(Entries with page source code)
>> START

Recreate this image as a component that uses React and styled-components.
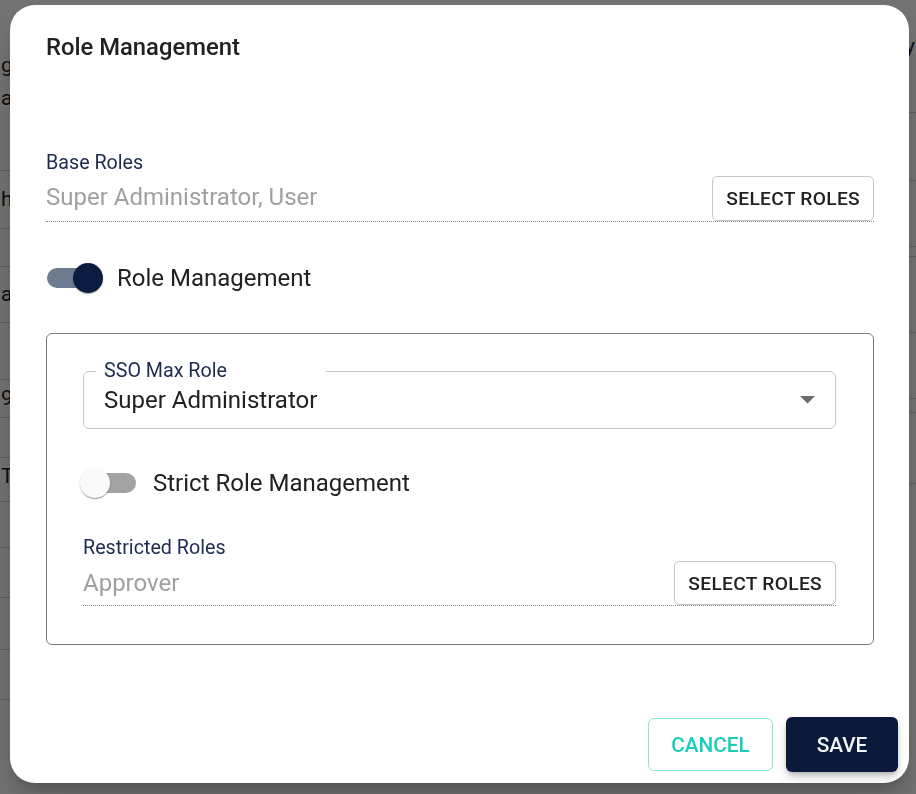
import React from 'react'
import styled, { createGlobalStyle } from 'styled-components'

const GlobalStyle = createGlobalStyle`
  * {
    box-sizing: border-box;
  }
  html, body {
    margin: 0;
    padding: 0;
    height: 100%;
    overflow: hidden;
    background: #ffffff;
    font-family: Roboto, "Noto Sans", "Liberation Sans", Arial, sans-serif;
  }
  #root {
    height: 100%;
  }
`

const NAVY = '#0b1c40'
const LABEL = '#1c2c4f'

// page behind the dialog (only the edges show)
const Page = styled.div`
  height: 100vh;
  display: flex;
  justify-content: space-between;
`

const SideColumn = styled.div`
  width: ${p => p.$w}px;
  display: flex;
  flex-direction: column;
`

const BgRow = styled.div`
  height: ${p => p.$h}px;
  flex-shrink: 0;
  border-bottom: 1px solid #cccccc;
  display: flex;
  flex-direction: column;
  justify-content: center;
  padding-bottom: ${p => p.$pb || 0}px;
  padding-left: ${p => p.$pl || 0}px;
  font-size: 21px;
  line-height: 33px;
  color: #1e1e1e;
  white-space: nowrap;
`

const Overlay = styled.div`
  position: fixed;
  inset: 0;
  background: rgba(0, 0, 0, 0.55);
  display: flex;
  padding: 5px 7px 11px 10px;
`

const Dialog = styled.div`
  flex: 1;
  background: #ffffff;
  border-radius: 25px;
  display: flex;
  flex-direction: column;
  box-shadow: 0 11px 15px -7px rgba(0, 0, 0, 0.2), 0 24px 38px 3px rgba(0, 0, 0, 0.14);
`

const Body = styled.div`
  display: flex;
  flex-direction: column;
  padding: 26px 35px 0 36px;
`

const Title = styled.h2`
  margin: 0;
  font-size: 23.8px;
  font-weight: 500;
  line-height: 32px;
  color: #212121;
`

const Field = styled.div`
  display: flex;
  flex-direction: column;
  margin-top: ${p => p.$mt}px;
`

const FieldLabel = styled.div`
  font-size: 19.7px;
  line-height: 23px;
  color: ${LABEL};
`

const FieldRow = styled.div`
  margin-top: 2px;
  display: flex;
  align-items: center;
  justify-content: space-between;
  border-bottom: 1px dotted #8c8c8c;
`

const FieldValue = styled.div`
  font-size: 24px;
  line-height: 30px;
  color: #a0a0a0;
  padding-bottom: ${p => p.$pb}px;
`

const SelectButton = styled.button`
  height: ${p => p.$h}px;
  padding: 0 13px;
  border: 1px solid #c6c6c6;
  border-radius: 5px;
  background: #ffffff;
  font-family: inherit;
  font-size: 19.2px;
  font-weight: 500;
  letter-spacing: 0.3px;
  color: #212121;
`

const ToggleRow = styled.div`
  margin-top: ${p => p.$mt}px;
  display: flex;
  align-items: center;
  gap: ${p => p.$gap}px;
  margin-left: ${p => p.$ml}px;
`

const SwitchBox = styled.div`
  position: relative;
  width: 56px;
  height: 30px;
  flex-shrink: 0;
`

const Track = styled.div`
  position: absolute;
  top: 5px;
  left: ${p => (p.$on ? 0 : 6)}px;
  width: 50px;
  height: 20px;
  border-radius: 10px;
  background: ${p => (p.$on ? '#6e7b91' : '#a3a3a3')};
`

const Thumb = styled.div`
  position: absolute;
  top: 0;
  left: ${p => (p.$on ? 26 : 0)}px;
  width: 30px;
  height: 30px;
  border-radius: 50%;
  background: ${p => (p.$on ? NAVY : '#fafafa')};
  box-shadow: 0 2px 1px -1px rgba(0, 0, 0, 0.2), 0 1px 1px 0 rgba(0, 0, 0, 0.14), 0 1px 3px 0 rgba(0, 0, 0, 0.12);
`

const ToggleLabel = styled.span`
  font-size: 24px;
  line-height: 30px;
  color: #212121;
`

const GroupBox = styled.div`
  margin-top: 40px;
  border: 1px solid #7a7a7a;
  border-radius: 6px;
  padding: 37px 37px 38px 36px;
  display: flex;
  flex-direction: column;
`

const SelectBox = styled.div`
  position: relative;
  height: 58px;
  border: 1px solid #c6c6c6;
  border-radius: 6px;
  display: flex;
  align-items: center;
  justify-content: space-between;
  padding: 0 20px;
`

const NotchLabel = styled.span`
  position: absolute;
  top: -12px;
  left: 12px;
  width: 230px;
  padding: 0 8px;
  background: #ffffff;
  font-size: 19.7px;
  line-height: 22px;
  color: ${LABEL};
`

const SelectValue = styled.span`
  font-size: 24px;
  color: #212121;
`

const Footer = styled.div`
  margin-top: auto;
  display: flex;
  justify-content: flex-end;
  align-items: center;
  gap: 13px;
  padding: 0 11px 11px 0;
`

const CancelButton = styled.button`
  width: 125px;
  height: 53px;
  border: 1px solid #86e6db;
  border-radius: 6px;
  background: #ffffff;
  font-family: inherit;
  font-size: 20.8px;
  font-weight: 500;
  color: #19ccbc;
`

const SaveButton = styled.button`
  width: 112px;
  height: 55px;
  border: none;
  border-radius: 6px;
  background: #0b1a3a;
  font-family: inherit;
  font-size: 20.8px;
  font-weight: 500;
  color: #f4f4f4;
  box-shadow: 0 3px 5px -1px rgba(0, 0, 0, 0.2), 0 6px 10px 0 rgba(0, 0, 0, 0.14);
`

const leftRows = [
  { h: 171, text: ['g', 'ar'], pb: 6 },
  { h: 58, text: ['h'] },
  { h: 38 },
  { h: 56, text: ['a'] },
  { h: 57 },
  { h: 38, text: ['9'] },
  { h: 40 },
  { h: 44, text: ['T'], pb: 6 },
  { h: 46 },
  { h: 50 },
  { h: 52 },
  { h: 50 },
]

const rightRows = [
  { h: 113, text: ['y'], pb: 20 },
  { h: 68 },
  { h: 66 },
  { h: 10 },
  { h: 76 },
  { h: 66 },
  { h: 14 },
  { h: 71 },
]

function Switch({ on }) {
  return (
    <SwitchBox>
      <Track $on={on} />
      <Thumb $on={on} />
    </SwitchBox>
  )
}

function Arrow() {
  return (
    <svg width="15" height="8" viewBox="0 0 15 8">
      <path d="M0 0 L15 0 L7.5 7.5 Z" fill="#6b6b6b" />
    </svg>
  )
}

export default function App() {
  return (
    <>
      <GlobalStyle />
      <Page>
        <SideColumn $w={30}>
          {leftRows.map((r, i) => (
            <BgRow key={i} $h={r.h} $pb={r.pb} $pl={1}>
              {r.text && r.text.map(t => <span key={t}>{t}</span>)}
            </BgRow>
          ))}
        </SideColumn>
        <SideColumn $w={20}>
          {rightRows.map((r, i) => (
            <BgRow key={i} $h={r.h} $pb={r.pb} $pl={9}>
              {r.text && r.text.map(t => <span key={t}>{t}</span>)}
            </BgRow>
          ))}
        </SideColumn>
      </Page>

      <Overlay>
        <Dialog>
          <Body>
            <Title>Role Management</Title>

            <Field $mt={88}>
              <FieldLabel>Base Roles</FieldLabel>
              <FieldRow>
                <FieldValue $pb={3}>Super Administrator, User</FieldValue>
                <SelectButton $h={45}>SELECT ROLES</SelectButton>
              </FieldRow>
            </Field>

            <ToggleRow $mt={41} $gap={14} $ml={1}>
              <Switch on />
              <ToggleLabel>Role Management</ToggleLabel>
            </ToggleRow>

            <GroupBox>
              <SelectBox>
                <NotchLabel>SSO Max Role</NotchLabel>
                <SelectValue>Super Administrator</SelectValue>
                <Arrow />
              </SelectBox>

              <ToggleRow $mt={39} $gap={17} $ml={-3}>
                <Switch on={false} />
                <ToggleLabel>Strict Role Management</ToggleLabel>
              </ToggleRow>

              <Field $mt={38}>
                <FieldLabel>Restricted Roles</FieldLabel>
                <FieldRow>
                  <FieldValue $pb={0}>Approver</FieldValue>
                  <SelectButton $h={44}>SELECT ROLES</SelectButton>
                </FieldRow>
              </Field>
            </GroupBox>
          </Body>

          <Footer>
            <CancelButton>CANCEL</CancelButton>
            <SaveButton>SAVE</SaveButton>
          </Footer>
        </Dialog>
      </Overlay>
    </>
  )
}
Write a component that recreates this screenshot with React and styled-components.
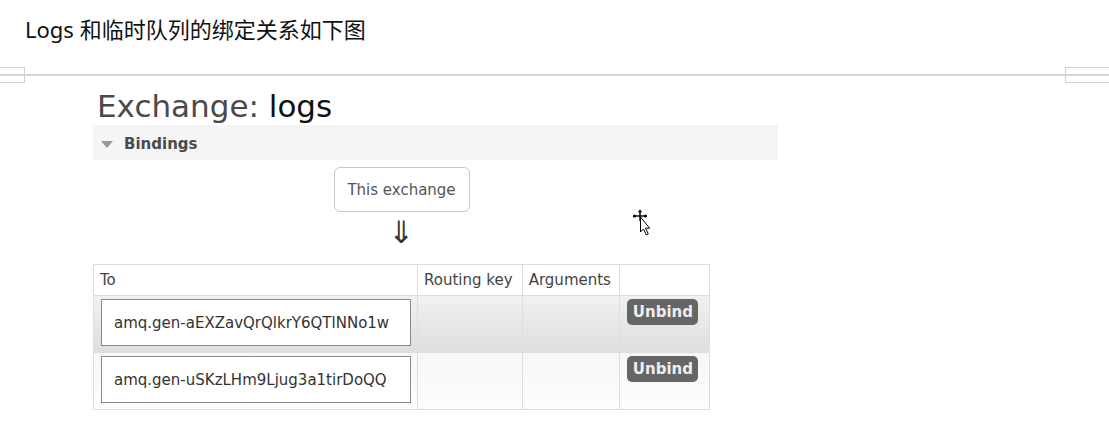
import React from "react";
import styled, { createGlobalStyle } from "styled-components";

const GlobalStyle = createGlobalStyle`
  html, body {
    margin: 0;
    padding: 0;
    background: #fff;
  }
  body {
    font-family: "DejaVu Sans", Verdana, sans-serif;
  }
`;

const Page = styled.div`
  position: relative;
  width: 1109px;
  height: 426px;
  overflow: hidden;
`;

const Title = styled.h2`
  margin: 0;
  padding: 14px 0 0 25px;
  font-family: "Noto Sans", "Noto Sans CJK SC", sans-serif;
  font-size: 22px;
  font-weight: normal;
  line-height: 30px;
  color: #111;
`;

const Divider = styled.div`
  position: relative;
  height: 16px;
  margin-top: 23px;

  &::before {
    content: "";
    position: absolute;
    left: 0;
    right: 0;
    top: 7px;
    border-top: 2px solid #d4d4d4;
  }
`;

const Handle = styled.span`
  position: absolute;
  top: 0;
  ${(p) => (p.$side === "left" ? "left: -1px; width: 24px;" : "right: -2px; width: 44px;")}
  height: 14px;
  border: 1px solid #d0d0d0;
`;

const Panel = styled.section`
  margin-left: 93px;
  width: 685px;
`;

const Heading = styled.h1`
  margin: 5px 0 1px 4px;
  font-size: 31px;
  font-weight: normal;
  line-height: 36px;
  color: #4a4a4a;
`;

const Name = styled.span`
  color: #111;
`;

const SectionBar = styled.div`
  box-sizing: border-box;
  display: flex;
  align-items: center;
  gap: 11px;
  height: 35px;
  padding: 3px 0 0 8px;
  background: #f5f5f5;
  font-size: 15px;
  font-weight: bold;
  color: #4a4a4a;
`;

const Caret = styled.span`
  width: 0;
  height: 0;
  border-left: 6px solid transparent;
  border-right: 6px solid transparent;
  border-top: 7px solid #9a9a9a;
  margin-top: 1px;
`;

const Body = styled.div`
  width: 617px;
  display: flex;
  flex-direction: column;
  align-items: center;
  padding-top: 7px;
`;

const SourceBox = styled.div`
  box-sizing: border-box;
  width: 136px;
  height: 45px;
  border: 1px solid #c8c8c8;
  border-radius: 6px;
  display: flex;
  align-items: center;
  justify-content: center;
  font-size: 15px;
  color: #555;
`;

const Arrow = styled.div`
  height: 52px;
  line-height: 40px;
  font-size: 31px;
  color: #333;
`;

const Table = styled.table`
  width: 617px;
  border-collapse: collapse;
  font-size: 15px;
  color: #444;
`;

const Th = styled.th`
  box-sizing: border-box;
  width: ${(p) => p.$w}px;
  height: 31px;
  padding: 0 6px;
  border: 1px solid #dedede;
  text-align: left;
  font-weight: normal;
  white-space: nowrap;
`;

const Row = styled.tr`
  background: ${(p) =>
    p.$shade
      ? "linear-gradient(#f1f1f1, #dedede)"
      : "linear-gradient(#f7f7f7, #fdfdfd)"};
`;

const Td = styled.td`
  height: 57px;
  padding: 3px 6px 0 7px;
  border: 1px solid #dedede;
  vertical-align: top;
  box-sizing: border-box;
`;

const QueueBox = styled.div`
  box-sizing: border-box;
  width: 310px;
  height: 47px;
  display: flex;
  align-items: center;
  padding-left: 12px;
  background: #fff;
  border: 1px solid #8a8a8a;
  color: #333;
  white-space: nowrap;
`;

const UnbindButton = styled.button`
  width: 71px;
  height: 26px;
  margin-top: 0;
  padding: 0;
  border: none;
  border-radius: 5px;
  background: #666;
  color: #eee;
  font-family: "DejaVu Sans", Verdana, sans-serif;
  font-size: 15px;
  font-weight: bold;
`;

const Cursor = styled.svg`
  position: absolute;
  left: 632px;
  top: 209px;
`;

const bindings = [
  "amq.gen-aEXZavQrQlkrY6QTlNNo1w",
  "amq.gen-uSKzLHm9Ljug3a1tirDoQQ",
];

export default function App() {
  return (
    <Page>
      <GlobalStyle />
      <Title>Logs 和临时队列的绑定关系如下图</Title>
      <Divider>
        <Handle $side="left" />
        <Handle $side="right" />
      </Divider>
      <Panel>
        <Heading>
          Exchange: <Name>logs</Name>
        </Heading>
        <SectionBar>
          <Caret />
          Bindings
        </SectionBar>
        <Body>
          <SourceBox>This exchange</SourceBox>
          <Arrow>⇓</Arrow>
          <Table>
            <thead>
              <tr>
                <Th $w={324}>To</Th>
                <Th $w={105}>Routing key</Th>
                <Th $w={98}>Arguments</Th>
                <Th $w={90}></Th>
              </tr>
            </thead>
            <tbody>
              {bindings.map((q, i) => (
                <Row key={q} $shade={i === 0}>
                  <Td>
                    <QueueBox>{q}</QueueBox>
                  </Td>
                  <Td />
                  <Td />
                  <Td>
                    <UnbindButton>Unbind</UnbindButton>
                  </Td>
                </Row>
              ))}
            </tbody>
          </Table>
        </Body>
      </Panel>
      <Cursor width="22" height="30" viewBox="0 0 22 30">
        <g stroke="#000" strokeWidth="1.4" fill="none">
          <line x1="8" y1="2" x2="8" y2="12" />
          <line x1="2.5" y1="7" x2="13.5" y2="7" />
        </g>
        <path d="M8 0.5 L5.8 3.2 L10.2 3.2 Z" fill="#000" />
        <circle cx="2.5" cy="7" r="1.6" fill="#000" />
        <circle cx="13.5" cy="7" r="1.6" fill="#000" />
        <path
          d="M8.5 8 L8.5 23 L11.5 20 L14.3 26 L16.3 25 L13.6 19.2 L17.6 19.2 Z"
          fill="#fff"
          stroke="#000"
          strokeWidth="1"
          strokeLinejoin="round"
        />
      </Cursor>
    </Page>
  );
}
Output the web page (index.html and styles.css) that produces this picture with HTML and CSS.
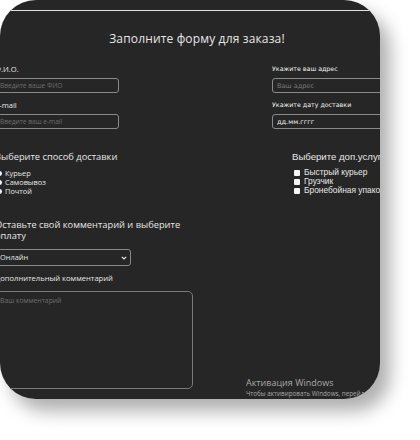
FILE: index.html
```html
<!DOCTYPE html>
<html lang="ru">
<head>
<meta charset="utf-8">
<title>Форма заказа</title>
<link rel="stylesheet" href="styles.css">
</head>
<body>
<div class="card">
  <div class="topbar"></div>
  <h1 class="title">Заполните форму для заказа!</h1>
  <form class="form">
    <div class="row contacts">
      <div class="col-left">
        <label class="lbl">Ф.И.О.</label>
        <input class="field" type="text" placeholder="Введите ваше ФИО">
        <label class="lbl gap">E-mail</label>
        <input class="field" type="text" placeholder="Введите ваш e-mail">
      </div>
      <div class="col-right">
        <label class="lbl-r">Укажите ваш адрес</label>
        <input class="field field-r" type="text" placeholder="Ваш адрес">
        <label class="lbl-r gap">Укажите дату доставки</label>
        <input class="field field-r date" type="text" value="дд.мм.гггг">
      </div>
    </div>
    <div class="row options">
      <div class="delivery">
        <div class="heading">Выберите способ доставки</div>
        <ul class="radios">
          <li><span class="radio"></span>Курьер</li>
          <li><span class="radio"></span>Самовывоз</li>
          <li><span class="radio"></span>Почтой</li>
        </ul>
      </div>
      <div class="extras">
        <div class="heading-r">Выберите доп.услуги</div>
        <ul class="checks">
          <li><span class="check"></span>Быстрый курьер</li>
          <li><span class="check"></span>Грузчик</li>
          <li><span class="check"></span>Бронебойная упаковка</li>
        </ul>
      </div>
    </div>
    <div class="comment">
      <div class="heading wrap">Оставьте свой комментарий и выберите оплату</div>
      <div class="select">
        <span>Онлайн</span>
        <svg class="chev" width="6" height="4" viewBox="0 0 6 4"><path d="M0.8 0.8 L3 3 L5.2 0.8" fill="none" stroke="#e6e6e6" stroke-width="1.2"/></svg>
      </div>
      <div class="lbl small">Дополнительный комментарий</div>
      <textarea class="area" placeholder="Ваш комментарий"></textarea>
    </div>
  </form>
  <div class="activation">
    <div class="act-title">Активация Windows</div>
    <div class="act-sub">Чтобы активировать Windows, перейдите в раздел «Параметры».</div>
  </div>
</div>
</body>
</html>
```
FILE: styles.css
```css
* { box-sizing: border-box; }
html, body { margin: 0; padding: 0; background: #ffffff; }
body { width: 420px; height: 440px; overflow: hidden; }

.card {
  position: relative;
  width: 380px;
  height: 399px;
  background: #262626;
  border-radius: 36px;
  overflow: hidden;
  box-shadow: 10px 12px 18px rgba(0, 0, 0, 0.32);
  color: #e6e6e6;
  font-family: "Open Sans", "DejaVu Sans", sans-serif;
}

.topbar {
  height: 11px;
  border-bottom: 1px solid #e2e2e2;
}

.title {
  margin: 20px 0 0 0;
  font-size: 12px;
  line-height: 16px;
  font-weight: 400;
  text-align: center;
  padding-left: 14px;
  letter-spacing: 0.15px;
}

.form {
  margin-left: -5px;
  margin-top: 17px;
}

.row { display: flex; }

.col-left { width: 277px; flex-shrink: 0; display: flex; flex-direction: column; align-items: flex-start; }
.col-right { flex-shrink: 0; display: flex; flex-direction: column; align-items: flex-start; }

.lbl {
  font-size: 7.6px;
  line-height: 10px;
  height: 10px;
  margin-bottom: 4px;
}
.lbl.gap, .lbl-r.gap { margin-top: 7px; }

.lbl-r {
  font-family: "DejaVu Sans", sans-serif;
  font-size: 6.3px;
  line-height: 10px;
  height: 10px;
  margin-bottom: 4px;
  font-weight: 400;
  color: #f2f2f2;
}

.field {
  width: 124px;
  height: 15px;
  margin: 0;
  padding: 0 0 0 4px;
  background: transparent;
  border: 1px solid #8a8a8a;
  border-radius: 3px;
  color: #e6e6e6;
  font-family: "Open Sans", sans-serif;
  font-size: 6.6px;
  outline: none;
}
.field::placeholder { color: #6d6d6d; }
.field-r { width: 130px; font-family: "DejaVu Sans", sans-serif; }
.field-r::placeholder { color: #777; }
.date { font-size: 6.6px; font-weight: 400; color: #f0f0f0; }

.options { margin-top: 22px; }
.delivery { width: 297px; flex-shrink: 0; }
.extras { flex-shrink: 0; }

.heading {
  font-size: 9.3px;
  line-height: 12px;
}

.radios, .checks {
  list-style: none;
  margin: 6px 0 0 0;
  padding: 0;
}
.radios li {
  display: flex;
  align-items: center;
  font-size: 7.4px;
  line-height: 9px;
  height: 9px;
}
.radio {
  width: 5px;
  height: 5px;
  border-radius: 50%;
  background: #f0f0f0;
  margin-left: 2px;
  margin-right: 3px;
}

.heading-r {
  font-family: "Liberation Sans", Arial, sans-serif;
  font-size: 9.6px;
  line-height: 12px;
  white-space: nowrap;
}
.checks { margin-top: 5px; }
.checks li {
  display: flex;
  align-items: center;
  font-family: "Liberation Sans", Arial, sans-serif;
  font-size: 8.4px;
  line-height: 9px;
  height: 9px;
  white-space: nowrap;
}
.check {
  width: 6px;
  height: 6px;
  background: #f4f4f4;
  border-radius: 1px;
  margin-left: 2px;
  margin-right: 4px;
}

.comment {
  margin-top: 23px;
  width: 200px;
  display: flex;
  flex-direction: column;
  align-items: flex-start;
}
.heading.wrap { width: 188px; line-height: 11px; }

.select {
  position: relative;
  margin-top: 8px;
  width: 136px;
  height: 17px;
  border: 1px solid #8a8a8a;
  border-radius: 3px;
  font-size: 7.4px;
  line-height: 15px;
  padding-left: 4px;
}
.chev { position: absolute; right: 3px; top: 6px; }

.lbl.small { margin-top: 7px; margin-bottom: 8px; }

.area {
  display: block;
  width: 198px;
  height: 98px;
  margin: 0;
  padding: 4px 4px;
  background: transparent;
  border: 1px solid #7a7a7a;
  border-radius: 5px;
  resize: none;
  color: #e6e6e6;
  font-family: "Open Sans", sans-serif;
  font-size: 6.8px;
  outline: none;
}
.area::placeholder { color: #6d6d6d; }

.activation {
  position: absolute;
  left: 246px;
  top: 377px;
  color: #a8a8a8;
  font-family: "Open Sans", sans-serif;
  white-space: nowrap;
}
.act-title { font-size: 9px; line-height: 12px; }
.act-sub { font-size: 6.3px; line-height: 9px; margin-top: 0px; }
```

>> END

Short exercise
Identify each line containing the string "index" and copy it out.

Response to this exercise
Output the web page (index.html and styles.css) that produces this picture with HTML and CSS.
FILE: index.html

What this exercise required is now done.